Using the MassDOT toll cameras and other state police license plate readers “to query information about vehicles connected to serious crimes ... is a valuable tool to assist in capturing dangerous offenders, securing justice for their victims, and protecting public safety and homeland security,” state police spokesperson David Procopio said in a statement.

For organizations dedicated to the fierce protection of civil liberties, the hot list and similar surveillance technologies carry the potential for misuse and represent the erosion of personal privacy.

“Their use often starts out limited but ends up expanding over time because of their convenience for law enforcement — increasing the likelihood of abuse,” said Jeramie D. Scott, senior counsel and director of the Project on Surveillance Oversight for the nonprofit Electronic Privacy Information Center.

Ongoing concerns

The hot list system is reserved for imminent and immediate threats to the safety of a person or the public, including terrorist threats, kidnappings, missing people and “felons actively traveling to or from a crime scene,” MassDOT regulations say.

Crockford, the director of the Technology for Liberty Project at the ACLU of Massachusetts, believes some uses of the hot list in criminal investigation did not meet the standard for a warrantless search permitted under state guidelines.

Frequently, records show, state troopers seeking future notifications of a vehicle’s travel during an emergency have also asked for historical data on where on the highway that vehicle was recently spotted.
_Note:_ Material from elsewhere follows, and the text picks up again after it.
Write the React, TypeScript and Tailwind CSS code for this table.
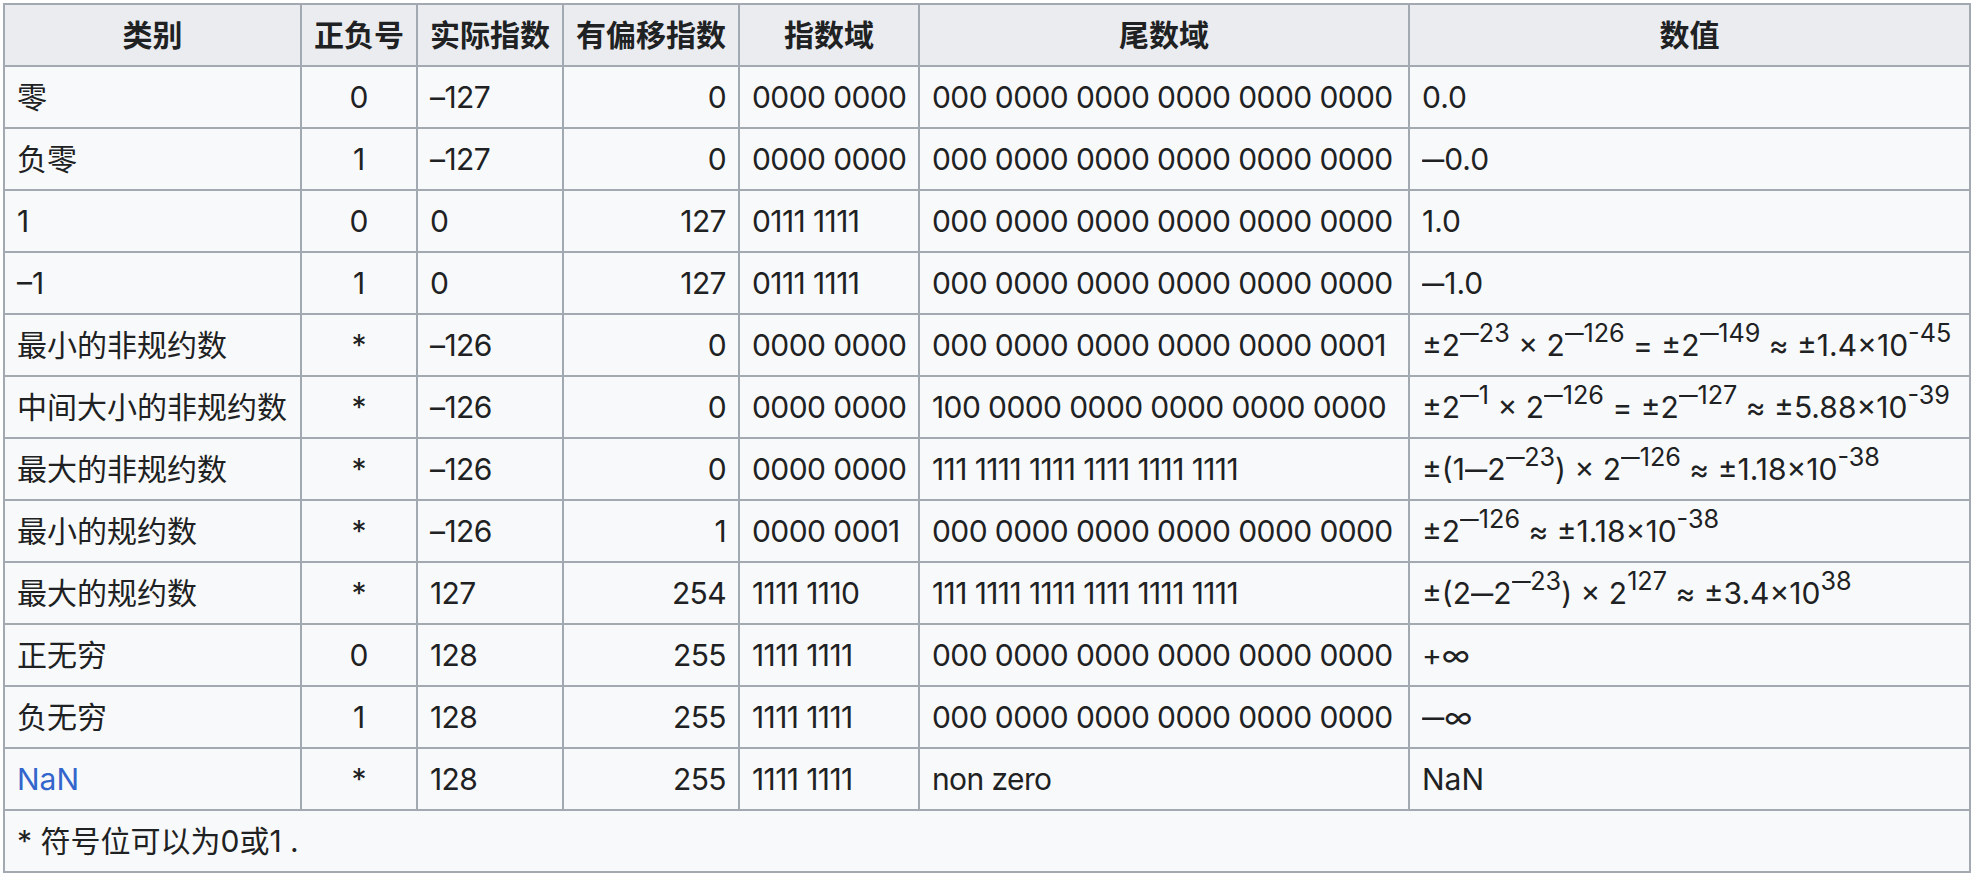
import type { ReactNode } from "react";

// IEEE 754 single-precision special values, laid out as a wiki-style table.

type Row = {
  kind: ReactNode;
  sign: string;
  exp: string;
  biased: string;
  expField: string;
  mantissa: string;
  value: ReactNode;
};

// The value column uses a wide, heavy minus (PingFang-style); an em dash
// squeezed horizontally gets closest with the installed fonts.
function Minus() {
  return <span className="inline-block origin-left scale-x-[0.74] mr-[-0.26em]">—</span>;
}

function Sup({ children }: { children: ReactNode }) {
  return <sup className="text-[0.84em] top-[-0.55em]">{children}</sup>;
}

const zeros = "000 0000 0000 0000 0000 0000";
const ones = "111 1111 1111 1111 1111 1111";

const rows: Row[] = [
  { kind: "零", sign: "0", exp: "–127", biased: "0", expField: "0000 0000", mantissa: zeros, value: "0.0" },
  { kind: "负零", sign: "1", exp: "–127", biased: "0", expField: "0000 0000", mantissa: zeros, value: <><Minus />0.0</> },
  { kind: "1", sign: "0", exp: "0", biased: "127", expField: "0111 1111", mantissa: zeros, value: "1.0" },
  { kind: "–1", sign: "1", exp: "0", biased: "127", expField: "0111 1111", mantissa: zeros, value: <><Minus />1.0</> },
  {
    kind: "最小的非规约数",
    sign: "*",
    exp: "–126",
    biased: "0",
    expField: "0000 0000",
    mantissa: "000 0000 0000 0000 0000 0001",
    value: (
      <>
        ±2<Sup><Minus />23</Sup> × 2<Sup><Minus />126</Sup> = ±2<Sup><Minus />149</Sup> ≈ ±1.4×10<Sup>-45</Sup>
      </>
    ),
  },
  {
    kind: "中间大小的非规约数",
    sign: "*",
    exp: "–126",
    biased: "0",
    expField: "0000 0000",
    mantissa: "100 0000 0000 0000 0000 0000",
    value: (
      <>
        ±2<Sup><Minus />1</Sup> × 2<Sup><Minus />126</Sup> = ±2<Sup><Minus />127</Sup> ≈ ±5.88×10<Sup>-39</Sup>
      </>
    ),
  },
  {
    kind: "最大的非规约数",
    sign: "*",
    exp: "–126",
    biased: "0",
    expField: "0000 0000",
    mantissa: ones,
    value: (
      <>
        ±(1<Minus />2<Sup><Minus />23</Sup>) × 2<Sup><Minus />126</Sup> ≈ ±1.18×10<Sup>-38</Sup>
      </>
    ),
  },
  {
    kind: "最小的规约数",
    sign: "*",
    exp: "–126",
    biased: "1",
    expField: "0000 0001",
    mantissa: zeros,
    value: (
      <>
        ±2<Sup><Minus />126</Sup> ≈ ±1.18×10<Sup>-38</Sup>
      </>
    ),
  },
  {
    kind: "最大的规约数",
    sign: "*",
    exp: "127",
    biased: "254",
    expField: "1111 1110",
    mantissa: ones,
    value: (
      <>
        ±(2<Minus />2<Sup><Minus />23</Sup>) × 2<Sup>127</Sup> ≈ ±3.4×10<Sup>38</Sup>
      </>
    ),
  },
  { kind: "正无穷", sign: "0", exp: "128", biased: "255", expField: "1111 1111", mantissa: zeros, value: "+∞" },
  { kind: "负无穷", sign: "1", exp: "128", biased: "255", expField: "1111 1111", mantissa: zeros, value: <><Minus />∞</> },
  {
    kind: <a className="text-[#3366cc]">NaN</a>,
    sign: "*",
    exp: "128",
    biased: "255",
    expField: "1111 1111",
    mantissa: "non zero",
    value: "NaN",
  },
];

const headers = ["类别", "正负号", "实际指数", "有偏移指数", "指数域", "尾数域", "数值"];

const cell = "border-2 border-[#a2a9b1] px-[12px] py-[6px] h-[62px] whitespace-nowrap";
// Latin-only cells run a touch tighter than Inter's default spacing.
const num = "tracking-[-0.6px]";

export default function App() {
  return (
    <div
      className="bg-white p-[3px] text-[30px] leading-[48px] text-[#202122]"
      style={{ fontFamily: '"Inter", "Noto Sans CJK SC", sans-serif' }}
    >
      <table className="table-fixed border-collapse bg-[#f8f9fa] w-[1966px]">
        <colgroup>
          <col className="w-[297px]" />
          <col className="w-[116px]" />
          <col className="w-[146px]" />
          <col className="w-[176px]" />
          <col className="w-[180px]" />
          <col className="w-[490px]" />
          <col className="w-[561px]" />
        </colgroup>
        <thead>
          <tr className="bg-[#eaecf0]">
            {headers.map((h) => (
              <th key={h} className={`${cell} text-center font-bold`}>
                {h}
              </th>
            ))}
          </tr>
        </thead>
        <tbody>
          {rows.map((r, i) => (
            <tr key={i}>
              <td className={`${cell} text-left`}>{r.kind}</td>
              <td className={`${cell} text-center`}>{r.sign}</td>
              <td className={`${cell} ${num} text-left`}>{r.exp}</td>
              <td className={`${cell} ${num} text-right`}>{r.biased}</td>
              <td className={`${cell} ${num} text-left`}>{r.expField}</td>
              <td className={`${cell} ${num} text-left`}>{r.mantissa}</td>
              <td className={`${cell} text-left`}>{r.value}</td>
            </tr>
          ))}
          <tr>
            <td colSpan={7} className={`${cell} text-left`}>
              * 符号位可以为0或1 .
            </td>
          </tr>
        </tbody>
      </table>
    </div>
  );
}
In some instances, troopers troopers asked for multiple weeks of past tolling data at once.

Crockford pointed to the hot list search requested after the 2020 Auburn Mall stabbing, in which police not only asked for an alert when the suspect’s vehicle next appeared at a highway tollbooth but also sought a month of data on when and where that car had been tolled.
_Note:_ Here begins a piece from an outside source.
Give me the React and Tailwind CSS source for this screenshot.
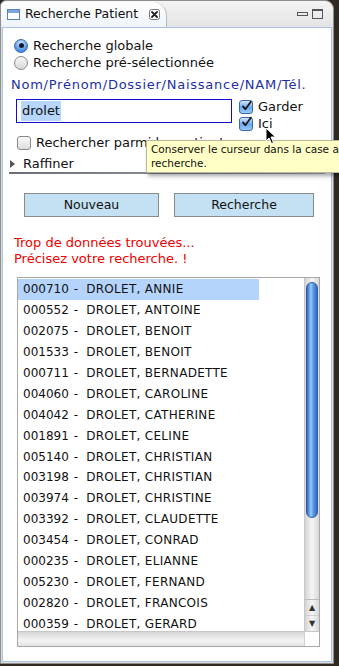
import React from 'react';

const patients = [
  ['000710', 'DROLET, ANNIE'],
  ['000552', 'DROLET, ANTOINE'],
  ['002075', 'DROLET, BENOIT'],
  ['001533', 'DROLET, BENOIT'],
  ['000711', 'DROLET, BERNADETTE'],
  ['004060', 'DROLET, CAROLINE'],
  ['004042', 'DROLET, CATHERINE'],
  ['001891', 'DROLET, CELINE'],
  ['005140', 'DROLET, CHRISTIAN'],
  ['003198', 'DROLET, CHRISTIAN'],
  ['003974', 'DROLET, CHRISTINE'],
  ['003392', 'DROLET, CLAUDETTE'],
  ['003454', 'DROLET, CONRAD'],
  ['000235', 'DROLET, ELIANNE'],
  ['005230', 'DROLET, FERNAND'],
  ['002820', 'DROLET, FRANCOIS'],
  ['000359', 'DROLET, GERARD'],
];

const Radio = ({ checked }) => (
  <span
    className={`w-[14px] h-[14px] rounded-full border flex items-center justify-center shrink-0 ${
      checked
        ? 'border-[#3a6ab0] bg-[radial-gradient(circle_at_50%_30%,#d8ecff,#5a9ae6_60%,#2f6fc8)]'
        : 'border-[#8a8a8a] bg-[linear-gradient(#f6f6f6,#d8d8d8)]'
    }`}
  >
    {checked && <span className="w-[5px] h-[5px] rounded-full bg-[#1a1a2e]" />}
  </span>
);

const Check = ({ checked }) => (
  <span
    className={`w-[14px] h-[14px] rounded-[3px] border flex items-center justify-center shrink-0 ${
      checked
        ? 'border-[#3a6ab0] bg-[linear-gradient(#cfe6ff,#6aa8ef_55%,#9ccaf8)]'
        : 'border-[#8a8a8a] bg-[linear-gradient(#fafafa,#dcdcdc)]'
    }`}
  >
    {checked && (
      <svg width="14" height="14" viewBox="0 0 14 14" className="-mt-[3px] ml-[1px]">
        <path d="M2.5 7.5 L5.5 11 L12.5 1.5" fill="none" stroke="#111" strokeWidth="2.2" strokeLinecap="round" strokeLinejoin="round" />
      </svg>
    )}
  </span>
);

export default function App() {
  return (
    <div className="w-[339px] h-[666px] bg-[#2e2a22] overflow-hidden font-['DejaVu_Sans',sans-serif] text-[#111]">
      <div className="w-[334px] h-[664px] bg-[#dedede] border border-[#8e8e8e] rounded-tl-[6px] rounded-tr-[9px] flex flex-col">
        {/* en-tête de la vue */}
        <div className="h-[26px] flex items-end bg-[linear-gradient(#f4f4f4,#e4e4e4)] rounded-tl-[6px] rounded-tr-[9px]">
          <div className="w-[166px] h-[25px] bg-[linear-gradient(#ffffff,#eef4fb)] rounded-tl-[5px] rounded-tr-[14px] border-r border-[#b8b8b8] flex items-center pl-[6px] gap-[5px]">
            <span className="w-[13px] h-[11px] border border-[#5a7fb0] bg-white flex flex-col">
              <span className="h-[3px] bg-[#7fa6d8]" />
            </span>
            <span className="text-[12.5px] leading-none">Recherche Patient</span>
            <svg className="ml-[6px]" width="11" height="11" viewBox="0 0 11 11">
              <rect x="0.5" y="0.5" width="10" height="10" rx="2" fill="#fff" stroke="#777" />
              <path d="M3 3 L8 8 M8 3 L3 8" stroke="#222" strokeWidth="1.8" strokeLinecap="round" />
            </svg>
          </div>
          <div className="flex-1 h-full flex items-center justify-end gap-[4px] pr-[10px]">
            <span className="w-[11px] h-[4px] border border-[#555]" />
            <span className="w-[11px] h-[10px] border border-[#555] border-t-2" />
          </div>
        </div>

        {/* panneau */}
        <div className="relative flex-1 mx-[1px] mb-[1px] bg-white border border-[#a9c3e6] flex flex-col">
          <div className="pl-[11px] pt-[9px] flex flex-col text-[13px]">
            <div className="h-[17px] flex items-center gap-[5px]">
              <Radio checked />
              <span>Recherche globale</span>
            </div>
            <div className="h-[17px] flex items-center gap-[5px]">
              <Radio />
              <span>Recherche pré-sélectionnée</span>
            </div>
          </div>

          <div className="pl-[8px] mt-[6px] h-[16px] text-[13px] tracking-[0.75px] text-[#1c2fa6] leading-[16px] whitespace-nowrap">
            Nom/Prénom/Dossier/Naissance/NAM/Tél.
          </div>

          <div className="flex pl-[13px] mt-[6px]">
            <div className="w-[216px] h-[24px] border border-[#1010c8] flex items-center pl-[4px] text-[13px]">
              <span className="bg-[#b6d6fc] px-[1px]">drolet</span>
            </div>
            <div className="ml-[7px] flex flex-col text-[13px]">
              <div className="h-[16px] flex items-center gap-[5px]">
                <Check checked />
                <span>Garder</span>
              </div>
              <div className="h-[17px] flex items-center gap-[5px]">
                <Check checked />
                <span>Ici</span>
              </div>
            </div>
          </div>

          <div className="pl-[14px] mt-[3px] h-[16px] flex items-center gap-[5px] text-[13px]">
            <Check />
            <span>Rechercher parmi les patients</span>
          </div>

          <div className="pl-[7px] mt-[4px] h-[17px] flex items-center gap-[8px] text-[13px]">
            <span className="w-0 h-0 border-y-[4px] border-y-transparent border-l-[5px] border-l-[#555]" />
            <span>Raffiner</span>
          </div>

          <div className="mx-[6px] h-[2px] bg-[linear-gradient(90deg,#6a6e78,#8e929a_60%,#b0b4bb)]" />

          <div className="flex pl-[21px] gap-[15px] mt-[19px] text-[12.5px]">
            <div className="w-[135px] h-[24px] border border-[#8a8a8a] bg-[#c3e1f3] flex items-center justify-center">
              Nouveau
            </div>
            <div className="w-[140px] h-[24px] border border-[#8a8a8a] bg-[#c3e1f3] flex items-center justify-center">
              Recherche
            </div>
          </div>

          <div className="pl-[11px] mt-[18px] text-[13px] leading-[16px] text-[#f00000]">
            <div>Trop de données trouvées...</div>
            <div>Précisez votre recherche. !</div>
          </div>

          {/* liste */}
          <div className="ml-[14px] mt-[10px] w-[303px] h-[370px] border border-[#a8a8a8] flex flex-col">
            <div className="flex flex-1 min-h-0">
              <div className="flex-1 overflow-hidden pt-[1px]">
                {patients.map(([no, nom], i) => (
                  <div
                    key={no + i}
                    className={`h-[20.9px] flex items-center pl-[5px] text-[12px] whitespace-nowrap ${i === 0 ? 'bg-[#b5d4fc] w-[241px]' : ''}`}
                  >
                    <span>{no}</span>
                    <span className="ml-[5px] mr-[8px]">-</span>
                    <span className="tracking-[0.3px]">{nom}</span>
                  </div>
                ))}
              </div>
              <div className="w-[15px] bg-[linear-gradient(90deg,#d4d4d4,#f6f6f6_50%,#d8d8d8)] border-l border-[#c8c8c8] flex flex-col">
                <div className="mt-[4px] mx-[1px] h-[236px] rounded-full border border-[#2f5fa8] bg-[linear-gradient(90deg,#2f68c4,#9cc8f8_40%,#5f9de8_60%,#2f68c4)]" />
                <div className="flex-1" />
                <div className="h-[32px] border-t border-[#bcbcbc] flex flex-col text-[8px] text-[#333] leading-none">
                  <div className="h-[16px] flex items-center justify-center">▲</div>
                  <div className="h-[16px] flex items-center justify-center border-t border-[#cfcfcf]">▼</div>
                </div>
              </div>
            </div>
            <div className="h-[15px] flex border-t border-[#c8c8c8]">
              <div className="flex-1 bg-[linear-gradient(#d6d6d6,#f4f4f4_60%,#e2e2e2)]" />
              <div className="w-[15px] bg-white border-l border-[#d0d0d0]" />
            </div>
          </div>

          {/* infobulle */}
          <div className="absolute left-[143px] top-[112px] w-[215px] h-[33px] bg-[#ffffc6] border border-[#b8b8a0] shadow-[2px_3px_4px_rgba(0,0,0,0.35)] pl-[4px] pt-[1px] text-[10.5px] leading-[14px] whitespace-nowrap overflow-hidden">
            <div>Conserver le curseur dans la case après</div>
            <div>recherche.</div>
          </div>

          {/* curseur */}
          <svg className="absolute left-[262px] top-[99px]" width="12" height="18" viewBox="0 0 12 18">
            <path d="M1 1 L1 14 L4 11 L6.5 16.5 L8.5 15.5 L6 10 L10.5 10 Z" fill="#000" stroke="#fff" strokeWidth="1" />
          </svg>
        </div>
      </div>
    </div>
  );
}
“It certainly seems to be a stretch to the regulations to say there’s an emergency happening now, so we need data from a month ago,” Crockford said, adding: “If they used that information in a criminal prosecution, I’d recommend their defense attorney challenge it as unconstitutional.”
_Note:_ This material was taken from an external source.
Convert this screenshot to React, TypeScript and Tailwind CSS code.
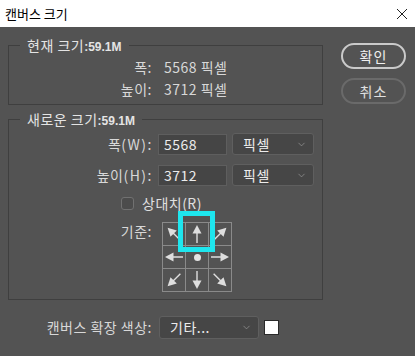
import React from "react";
import { ChevronDown } from "lucide-react";

const font = {
  fontFamily: '"Noto Sans CJK KR", "Noto Sans", "Liberation Sans", sans-serif',
};

const Arrow = ({ className }: { className: string }) => (
  <svg width="22" height="22" viewBox="0 0 22 22" className={className}>
    <line x1="11" y1="20" x2="11" y2="9" stroke="#dedede" strokeWidth="1.4" />
    <polygon points="11,2 6.5,10.5 15.5,10.5" fill="#dedede" />
  </svg>
);

const Select = ({ label, width }: { label: string; width: string }) => (
  <div
    className={`${width} h-[22px] flex items-center justify-between pl-[10px] pr-[6px] rounded-[3px] border border-[#5f5f5f] bg-[#464646] text-[14px] tracking-[0.5px] text-[#ececec]`}
  >
    <span>{label}</span>
    <ChevronDown size={11} strokeWidth={1.5} color="#9a9a9a" />
  </div>
);

const Legend = ({ title }: { title: string }) => (
  <legend className="ml-[11px] px-[7px] h-[18px] leading-[18px] text-[14px] tracking-[0.5px] text-[#e4e4e4]">
    {title}
    <span
      className="text-[12px] font-semibold tracking-normal"
      style={{ fontFamily: '"Liberation Sans", sans-serif' }}
    >
      :59.1M
    </span>
  </legend>
);

export default function App() {
  const cells = [
    "-rotate-45",
    "rotate-0",
    "rotate-45",
    "-rotate-90",
    "dot",
    "rotate-90",
    "-rotate-135",
    "rotate-180",
    "rotate-135",
  ];

  return (
    <div className="w-[415px] h-[356px] bg-[#535353] flex flex-col overflow-hidden" style={font}>
      <div className="h-[27px] bg-white flex items-center justify-between pl-[5px] pr-[7px] shrink-0">
        <span className="text-[13px] text-black">캔버스 크기</span>
        <svg width="12" height="12" viewBox="0 0 12 12">
          <path d="M1 1 L11 11 M11 1 L1 11" stroke="#222" strokeWidth="1" />
        </svg>
      </div>

      <div className="flex pl-[8px]">
        <div className="w-[315px] flex flex-col">
          <fieldset className="mt-[9px] border border-[#3f3f3f] pb-[4px]">
            <Legend title="현재 크기" />
            <div className="flex flex-col text-[14px] tracking-[0.5px] text-[#d8d8d8] pt-[2px]">
              <div className="flex items-center h-[22px]">
                <span className="w-[143px] text-right">폭:</span>
                <span className="ml-[12px]">5568 픽셀</span>
              </div>
              <div className="flex items-center h-[22px]">
                <span className="w-[143px] text-right">높이:</span>
                <span className="ml-[12px]">3712 픽셀</span>
              </div>
            </div>
          </fieldset>

          <fieldset className="mt-[5px] border border-[#3f3f3f] pb-[7px]">
            <Legend title="새로운 크기" />
            <div className="flex flex-col text-[14px] tracking-[0.5px] text-[#d8d8d8] pt-[5px]">
              <div className="flex items-center h-[22px]">
                <span className="w-[143px] text-right">
                  폭<span className="tracking-[1.5px]">(W)</span>:
                </span>
                <div className="ml-[6px] w-[69px] h-[21px] border border-[#5e5e5e] bg-[#454545] pl-[5px] flex items-center text-[#ececec]">
                  5568
                </div>
                <div className="ml-[5px]">
                  <Select label="픽셀" width="w-[82px]" />
                </div>
              </div>
              <div className="flex items-center h-[22px] mt-[9px]">
                <span className="w-[143px] text-right">
                  높이<span className="tracking-[1.5px]">(H)</span>:
                </span>
                <div className="ml-[6px] w-[69px] h-[21px] border border-[#5e5e5e] bg-[#454545] pl-[5px] flex items-center text-[#ececec]">
                  3712
                </div>
                <div className="ml-[5px]">
                  <Select label="픽셀" width="w-[82px]" />
                </div>
              </div>
              <div className="flex items-center h-[22px] mt-[6px] pl-[112px]">
                <div className="w-[13px] h-[13px] rounded-[3px] border border-[#717171] bg-[#4c4c4c]" />
                <span className="ml-[8px] text-[#e0e0e0]">상대치(R)</span>
              </div>
              <div className="flex items-start mt-[8px]">
                <span className="w-[143px] text-right leading-[18px]">기준:</span>
                <div className="relative ml-[10px]">
                  <div className="grid grid-cols-3 gap-px bg-[#8a8a8a] p-px w-[70px] h-[70px]">
                    {cells.map((c, i) => (
                      <div key={i} className="bg-[#535353] flex items-center justify-center">
                        {c === "dot" ? (
                          <div className="w-[7px] h-[7px] rounded-full bg-[#e4e4e4]" />
                        ) : (
                          <Arrow className={c} />
                        )}
                      </div>
                    ))}
                  </div>
                  <div className="absolute left-[16px] top-[-11px] w-[37px] h-[41px] border-[5px] border-[#1ee6ee]" />
                </div>
              </div>
            </div>
          </fieldset>

          <div className="flex items-center mt-[16px] text-[14px] tracking-[0.5px] text-[#d8d8d8]">
            <span className="w-[144px] text-right">캔버스 확장 색상:</span>
            <div className="ml-[7px]">
              <div className="w-[100px] h-[23px] flex items-center justify-between pl-[10px] pr-[6px] rounded-[3px] border border-[#5f5f5f] bg-[#464646] text-[14px] text-[#ececec]">
                <span>기타...</span>
                <ChevronDown size={11} strokeWidth={1.5} color="#9a9a9a" />
              </div>
            </div>
            <div className="ml-[5px] w-[15px] h-[15px] bg-white border border-[#2a2a2a]" />
          </div>
        </div>

        <div className="ml-[18px] mt-[16px] flex flex-col gap-[9px]">
          <button className="w-[65px] h-[26px] rounded-full border-2 border-[#cacaca] text-[14px] tracking-[1px] text-[#f0f0f0]">
            확인
          </button>
          <button className="w-[65px] h-[26px] rounded-full border-2 border-[#6a6a6a] text-[14px] tracking-[1px] text-[#e0e0e0]">
            취소
          </button>
        </div>
      </div>
    </div>
  );
}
Adam Bookbinder, a former assistant U.S. attorney and now a lawyer at the Boston firm Choate, Hall & Stewart, said instances like this had not necessarily breached state regulations or constitutional protections. If the hot list search sought historical data for evidence-gathering purposes and was not to stop a present threat, he thought there would be a stronger argument to challenge the material in court.

But “if the request for the data is relevant to resolving a public emergency, an imminent threat to health and safety, I think it’d be much more difficult to challenge it,” Bookbinder said.

“If someone committed a violent crime or you have reason to believe they did, and you’re trying to find them, I think law enforcement would have a pretty good argument that they’re an imminent danger to other people,” he added.

The tollbooth hot list data is under the control of MassDOT, and only available to state troopers upon request and approval.

It is used by police “in very limited circumstances where a serious, imminent public safety threat exists,” Driscoll said. Not “to further general criminal investigations.”

The state police also operates its own automatic license plate readers, or ALPRs, a technology increasingly used by police across the country.

The devices can continuously monitor a section of road from a stationary position or be placed atop a police cruiser, scanning passing license plates and collecting data as an officer drives about.

Police say ALPRs are an important investigatory tool, though the mass surveillance capability of the technology makes it a frequent target of concerned civil liberties advocates.

In an internal policy for the use of the technology, the state police allows ALPRs to be used to resolve imminent emergencies such as kidnappings or missing people, prevent terror attacks and protect public events. It also says ALPRs can target stolen cars or wanted fugitives and help with the investigation and prosecution of suspected criminals.

The state police also prohibits using ALPRs in other cases: to locate someone solely because of their immigration status, to track someone because of their political or social activities, and similar other identity-based searches.